▶ [DESCRIPTION OF THE TASK] Find and copy lines holding "that".

▶ [GIVEN INFORMATION]
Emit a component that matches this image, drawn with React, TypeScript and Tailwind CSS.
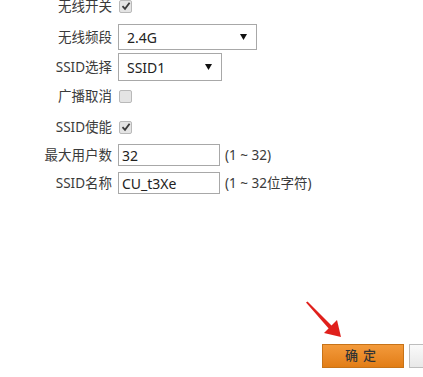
import React from "react";

const FONT = "font-['Noto_Sans','Noto_Sans_CJK_SC',sans-serif]";

function Check({ checked }: { checked: boolean }) {
  return (
    <span className="flex h-[13px] w-[13px] items-center justify-center rounded-[2px] border border-[#b9b9b9] bg-[#e4e4e4]">
      {checked && (
        <svg width="10" height="10" viewBox="0 0 10 10">
          <path d="M1.5 5.2 L4 7.8 L8.6 1.8" fill="none" stroke="#3a3a3a" strokeWidth="1.8" />
        </svg>
      )}
    </span>
  );
}

function Select({ value, width, height }: { value: string; width: string; height: string }) {
  return (
    <div className={`flex items-center justify-between border border-[#a8a8a8] bg-white pl-[8px] pr-[9px] text-[14px] text-[#222] ${width} ${height}`}>
      <span>{value}</span>
      <svg width="7" height="6" viewBox="0 0 7 6">
        <path d="M0 0 H7 L3.5 6 Z" fill="#111" />
      </svg>
    </div>
  );
}

function Row({ label, children, className }: { label: string; children: React.ReactNode; className: string }) {
  return (
    <div className={`flex h-[26px] items-center ${className}`}>
      <div className="w-[112px] shrink-0 text-right text-[13.5px] text-[#3a3a3a]">{label}</div>
      <div className="ml-[6px] flex items-center">{children}</div>
    </div>
  );
}

export default function App() {
  return (
    <div className={`relative h-[377px] w-[423px] overflow-hidden bg-white ${FONT}`}>
      <div className="-mt-[7px] flex flex-col">
        <Row label="无线开关" className="">
          <span className="ml-px"><Check checked /></span>
        </Row>
        <Row label="无线频段" className="mt-[5px]">
          <Select value="2.4G" width="w-[139px]" height="h-[26px]" />
        </Row>
        <Row label="SSID选择" className="mt-[4px]">
          <Select value="SSID1" width="w-[104px]" height="h-[28px]" />
        </Row>
        <Row label="广播取消" className="mt-[3px]">
          <span className="ml-px"><Check checked={false} /></span>
        </Row>
        <Row label="SSID使能" className="mt-[5px]">
          <span className="ml-px"><Check checked /></span>
        </Row>
        <Row label="最大用户数" className="mt-[2px]">
          <div className="flex h-[22px] w-[102px] items-center border border-[#a8a8a8] bg-white pl-[3px] text-[14px] text-[#222]">32</div>
          <span className="ml-[5px] text-[13.5px] text-[#3a3a3a]">(1 ~ 32)</span>
        </Row>
        <Row label="SSID名称" className="mt-[2px]">
          <div className="flex h-[22px] w-[102px] items-center border border-[#a8a8a8] bg-white pl-[3px] text-[14px] text-[#222]">CU_t3Xe</div>
          <span className="ml-[5px] text-[13.5px] text-[#3a3a3a]">(1 ~ 32位字符)</span>
        </Row>
      </div>

      <div className="mt-[148px] ml-[322px] flex gap-[5px]">
        <button className="flex h-[24px] w-[82px] shrink-0 items-center justify-center border border-[#c77318] bg-gradient-to-b from-[#f39a3a] to-[#e27d14] text-[13px] font-medium tracking-[5px] text-[#333]">
          确定
        </button>
        <button className="h-[24px] w-[82px] shrink-0 border border-[#bdbdbd] bg-gradient-to-b from-[#fafafa] to-[#e8e8e8]" />
      </div>

      <svg className="absolute left-[300px] top-[298px]" width="48" height="46" viewBox="0 0 48 46">
        <path d="M6 4.5 L7.5 3.5 L33 29 L30 32 Z" fill="#e0201c" />
        <path d="M41 39 L24 35 L37 22 Z" fill="#e0201c" />
      </svg>
    </div>
  );
}
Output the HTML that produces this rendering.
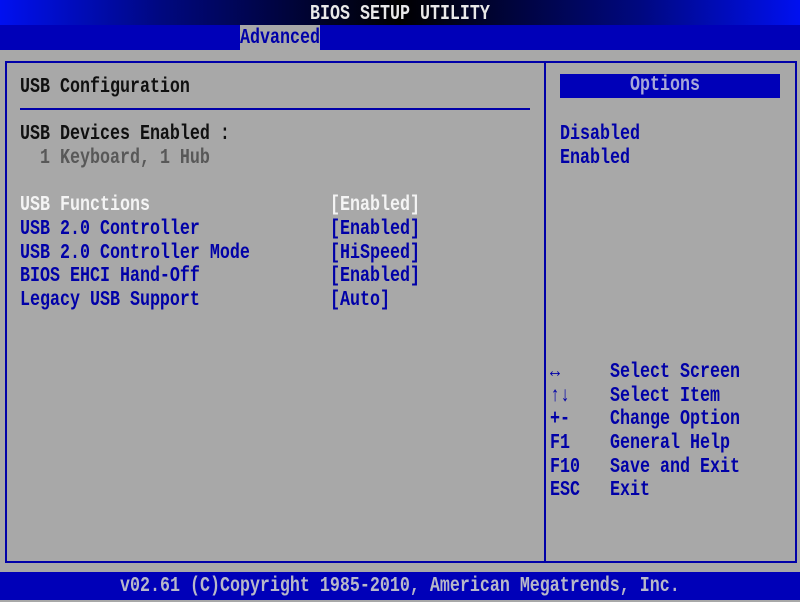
<!DOCTYPE html>
<html><head><style>
*{margin:0;padding:0}
body{width:800px;height:600px;background:#a8a8a8;position:relative;overflow:hidden;font-family:"Liberation Mono",monospace;font-weight:bold;font-size:16.67px}
.t{position:absolute;height:24px;line-height:24px;white-space:pre;transform:scaleY(1.25);transform-origin:50% 50%;margin-top:2px}
.b{color:#0000a8}.k{color:#101010}.w{color:#f4f4f4}.g{color:#585858}
</style></head><body>
<div style="position:absolute;left:0;top:0;width:800px;height:25px;background:linear-gradient(90deg,#0010f0 0%,#000880 20%,#000 50%,#000880 80%,#0010f0 100%)"></div>
<div class="t" style="left:310px;top:1px;color:#e8e8e8">BIOS SETUP UTILITY</div>
<div style="position:absolute;left:0;top:25px;width:800px;height:25px;background:#0000b8"></div>
<div style="position:absolute;left:240px;top:25px;width:80px;height:25px;background:#a8a8a8"></div>
<div class="t b" style="left:240px;top:25px">Advanced</div>
<div style="position:absolute;left:5px;top:61px;width:788px;height:498px;border:2px solid #0000a8"></div>
<div style="position:absolute;left:544px;top:61px;width:2px;height:500px;background:#0000a8"></div>
<div style="position:absolute;left:20px;top:108px;width:510px;height:2px;background:#0000a8"></div>
<div style="position:absolute;left:560px;top:74px;width:220px;height:24px;background:#0000b8"></div>
<div class="t" style="left:630px;top:72px;color:#a8a8d8">Options</div>
<div class="t k" style="left:20px;top:74px">USB Configuration</div>
<div class="t k" style="left:20px;top:121px">USB Devices Enabled :</div>
<div class="t g" style="left:40px;top:145px">1 Keyboard, 1 Hub</div>
<div class="t w" style="left:20px;top:192px">USB Functions</div>
<div class="t w" style="left:330px;top:192px">[Enabled]</div>
<div class="t b" style="left:20px;top:216px">USB 2.0 Controller</div>
<div class="t b" style="left:330px;top:216px">[Enabled]</div>
<div class="t b" style="left:20px;top:240px">USB 2.0 Controller Mode</div>
<div class="t b" style="left:330px;top:240px">[HiSpeed]</div>
<div class="t b" style="left:20px;top:263px">BIOS EHCI Hand-Off</div>
<div class="t b" style="left:330px;top:263px">[Enabled]</div>
<div class="t b" style="left:20px;top:287px">Legacy USB Support</div>
<div class="t b" style="left:330px;top:287px">[Auto]</div>
<div class="t b" style="left:560px;top:121px">Disabled</div>
<div class="t b" style="left:560px;top:145px">Enabled</div>
<div class="t b" style="left:550px;top:359px">↔</div>
<div class="t b" style="left:610px;top:359px">Select Screen</div>
<div class="t b" style="left:550px;top:383px">↑↓</div>
<div class="t b" style="left:610px;top:383px">Select Item</div>
<div class="t b" style="left:550px;top:406px">+-</div>
<div class="t b" style="left:610px;top:406px">Change Option</div>
<div class="t b" style="left:550px;top:430px">F1</div>
<div class="t b" style="left:610px;top:430px">General Help</div>
<div class="t b" style="left:550px;top:454px">F10</div>
<div class="t b" style="left:610px;top:454px">Save and Exit</div>
<div class="t b" style="left:550px;top:477px">ESC</div>
<div class="t b" style="left:610px;top:477px">Exit</div>
<div style="position:absolute;left:0;top:572px;width:800px;height:28px;background:#0000b8"></div>
<div class="t" style="left:120px;top:573px;color:#b8b8c8">v02.61 (C)Copyright 1985-2010, American Megatrends, Inc.</div>
</body></html>
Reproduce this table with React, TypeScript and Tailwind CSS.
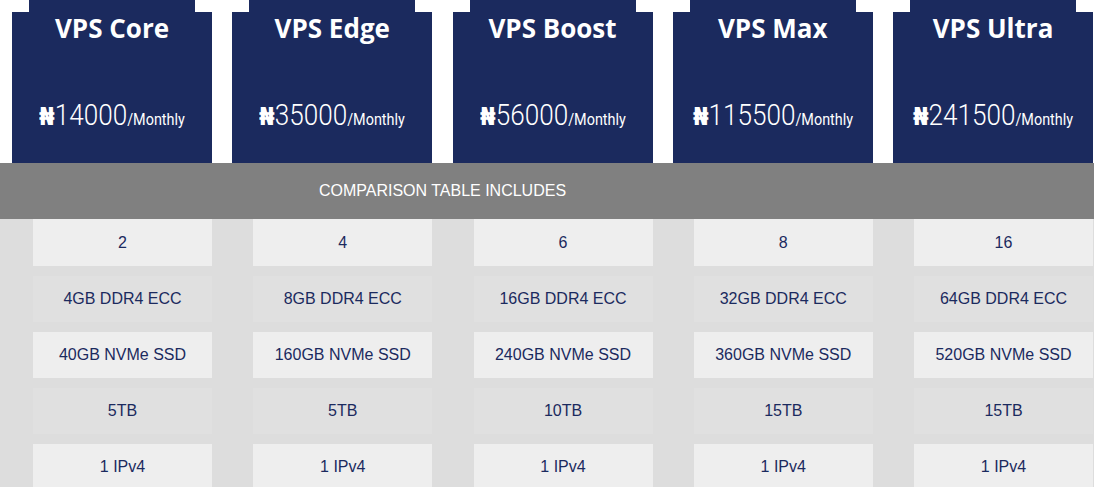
import React from "react";

const plans = [
  { name: "VPS Core", price: "14000" },
  { name: "VPS Edge", price: "35000" },
  { name: "VPS Boost", price: "56000" },
  { name: "VPS Max", price: "115500" },
  { name: "VPS Ultra", price: "241500" },
];

const rows = [
  ["2", "4", "6", "8", "16"],
  ["4GB DDR4 ECC", "8GB DDR4 ECC", "16GB DDR4 ECC", "32GB DDR4 ECC", "64GB DDR4 ECC"],
  ["40GB NVMe SSD", "160GB NVMe SSD", "240GB NVMe SSD", "360GB NVMe SSD", "520GB NVMe SSD"],
  ["5TB", "5TB", "10TB", "15TB", "15TB"],
  ["1 IPv4", "1 IPv4", "1 IPv4", "1 IPv4", "1 IPv4"],
];

function PlanCard({ name, price }: { name: string; price: string }) {
  return (
    <div className="flex flex-col">
      <div className="mx-auto h-[12px] w-[166px] bg-[#1b2a5e]" />
      <div className="flex h-[151px] flex-col items-center bg-[#1b2a5e] text-white">
        <h3 className="font-['Open_Sans',sans-serif] text-[26px] font-bold leading-[32px]">{name}</h3>
        <div className="mt-[57px] flex scale-x-[0.9] items-baseline whitespace-nowrap leading-none">
          <span className="font-['DejaVu_Sans',sans-serif] text-[25px] font-bold">₦</span>
          <span className="font-['Roboto',sans-serif] text-[29px] font-light">{price}</span>
          <span className="font-['Roboto',sans-serif] text-[16px]">/Monthly</span>
        </div>
      </div>
    </div>
  );
}

export default function App() {
  return (
    <div className="h-[487px] w-[1094px] overflow-hidden bg-white font-['Liberation_Sans',Arial,sans-serif]">
      <div className="grid grid-cols-5 gap-x-[20.25px] pl-[12px] pr-[1px]">
        {plans.map((p) => (
          <PlanCard key={p.name} {...p} />
        ))}
      </div>

      <div className="flex h-[56px] items-center bg-[#808080]">
        <div className="w-[885px] text-center text-[16px] text-white">COMPARISON TABLE INCLUDES</div>
      </div>

      <div className="bg-[#dddddd] pb-[10px]">
        {rows.map((row, i) => (
          <div
            key={i}
            className={
              "grid grid-cols-5 gap-x-[20.25px] pl-[12px] pr-[1px] " +
              (i === 0 ? "" : "mt-[10px]")
            }
          >
            {row.map((v, j) => (
              <div
                key={j}
                className={
                  "ml-[21px] flex items-center justify-center text-[16px] text-[#1b2a5e] " +
                  (i === 0 ? "h-[47px] " : "h-[46px] ") +
                  (i % 2 === 0 ? "bg-[#eeeeee]" : "bg-[#e0e0e0]")
                }
              >
                {v}
              </div>
            ))}
          </div>
        ))}
      </div>
    </div>
  );
}
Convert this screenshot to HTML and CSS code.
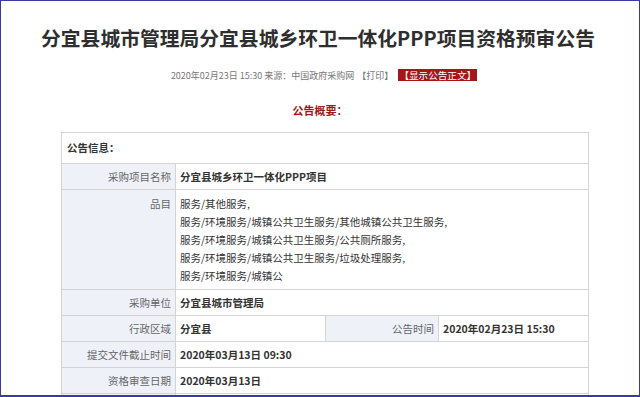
FILE: index.html
```html
<!DOCTYPE html>
<html lang="zh-CN">
  <head>
    <meta charset="UTF-8" />
    <meta name="viewport" content="width=device-width, initial-scale=1.0" />
    <title>分宜县城市管理局分宜县城乡环卫一体化PPP项目资格预审公告</title>
    <link rel="stylesheet" href="styles.css">
  </head>

  <body>
    <div class="frame">
      <!-- title -->
      <h1 class="title">分宜县城市管理局分宜县城乡环卫一体化PPP项目资格预审公告</h1>

      <div class="meta">
        <span>2020年02月23日 15:30 来源：中国政府采购网</span>
        <a href="#" class="print">【打印】</a>
        <a href="#" class="show-text">【显示公告正文】</a>
      </div>

      <div class="summary">公告概要：</div>

      <!-- info table -->
      <table class="info">
        <colgroup>
          <col class="c-label" />
          <col class="c-value" />
          <col class="c-label2" />
          <col class="c-value2" />
        </colgroup>
        <tr class="head-row">
          <td colspan="4">公告信息：</td>
        </tr>
        <tr>
          <td class="label">采购项目名称</td>
          <td class="value" colspan="3">分宜县城乡环卫一体化PPP项目</td>
        </tr>
        <tr>
          <td class="label top">品目</td>
          <td class="value list" colspan="3">
            服务/其他服务,<br />
            服务/环境服务/城镇公共卫生服务/其他城镇公共卫生服务,<br />
            服务/环境服务/城镇公共卫生服务/公共厕所服务,<br />
            服务/环境服务/城镇公共卫生服务/垃圾处理服务,<br />
            服务/环境服务/城镇公
          </td>
        </tr>
        <tr>
          <td class="label">采购单位</td>
          <td class="value" colspan="3">分宜县城市管理局</td>
        </tr>
        <tr>
          <td class="label">行政区域</td>
          <td class="value">分宜县</td>
          <td class="label">公告时间</td>
          <td class="value">2020年02月23日 15:30</td>
        </tr>
        <tr>
          <td class="label">提交文件截止时间</td>
          <td class="value" colspan="3">2020年03月13日 09:30</td>
        </tr>
        <tr>
          <td class="label">资格审查日期</td>
          <td class="value" colspan="3">2020年03月13日</td>
        </tr>
        <tr class="more-row">
          <td class="label"></td>
          <td class="value" colspan="3"></td>
        </tr>
      </table>
    </div>
  </body>
</html>
```

FILE: styles.css
```css
body {
  margin: 0;
  padding: 0;
  font-family: "Noto Sans CJK SC", "Noto Sans", sans-serif;
  background-color: #fff;
}

.frame {
  box-sizing: border-box;
  width: 640px;
  height: 397px;
  border: 1px solid #3b39a6;
  border-bottom-width: 2px;
  overflow: hidden;
}

.title {
  margin: 23px 0 0 0;
  padding-right: 4px;
  font-size: 19.8px;
  line-height: 28px;
  font-weight: bold;
  color: #2e2e2e;
  text-align: center;
}

.meta {
  display: flex;
  justify-content: center;
  align-items: center;
  margin-top: 15px;
  padding-left: 8px;
  height: 16px;
  font-size: 9px;
  color: #777;
}

a {
  text-decoration: none;
}

.print {
  color: #777;
  margin-left: 3px;
}

.show-text {
  margin-left: 5px;
  padding: 0 1px;
  line-height: 12px;
  font-size: 9.6px;
  background-color: #a3171a;
  color: #fff;
}

.summary {
  margin-top: 19px;
  height: 16px;
  line-height: 16px;
  text-align: center;
  font-size: 11px;
  font-weight: bold;
  color: #9c1a1a;
}

.info {
  margin: 14px 0 0 60px;
  width: 528px;
  border-collapse: collapse;
  table-layout: fixed;
  font-size: 10.5px;
  color: #333;
}

.c-label {
  width: 114px;
}
.c-value {
  width: 150px;
}
.c-label2 {
  width: 113px;
}

.info td {
  border: 1px solid #d4d4d4;
  padding: 4px 4px 3px 4px;
  line-height: 18px;
  vertical-align: middle;
}

.head-row td {
  padding: 6px 5px;
  font-weight: bold;
  color: #333;
}

.info .label {
  background-color: #eff1f9;
  color: #666;
  text-align: right;
}

.info .label.top {
  vertical-align: top;
  padding-top: 5px;
}

.info .value {
  font-weight: bold;
  color: #333;
}

.info .value.list {
  font-weight: normal;
  color: #333;
  padding-top: 5px;
  padding-bottom: 4px;
}

.more-row td {
  height: 18px;
}
```
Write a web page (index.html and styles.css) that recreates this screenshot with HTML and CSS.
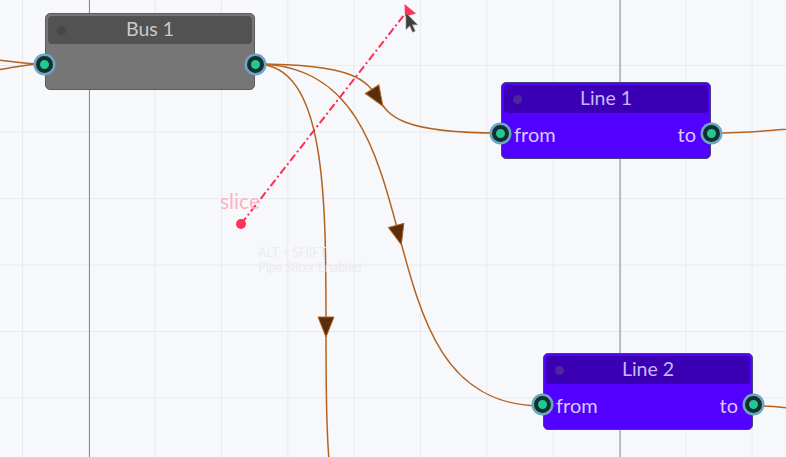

▶ [ANSWER TO THIS TASK]
Emit a component that matches this image, drawn with React, TypeScript and Tailwind CSS.
Output the HTML that produces this rendering.
Write a web page (index.html and styles.css) that recreates this screenshot with HTML and CSS.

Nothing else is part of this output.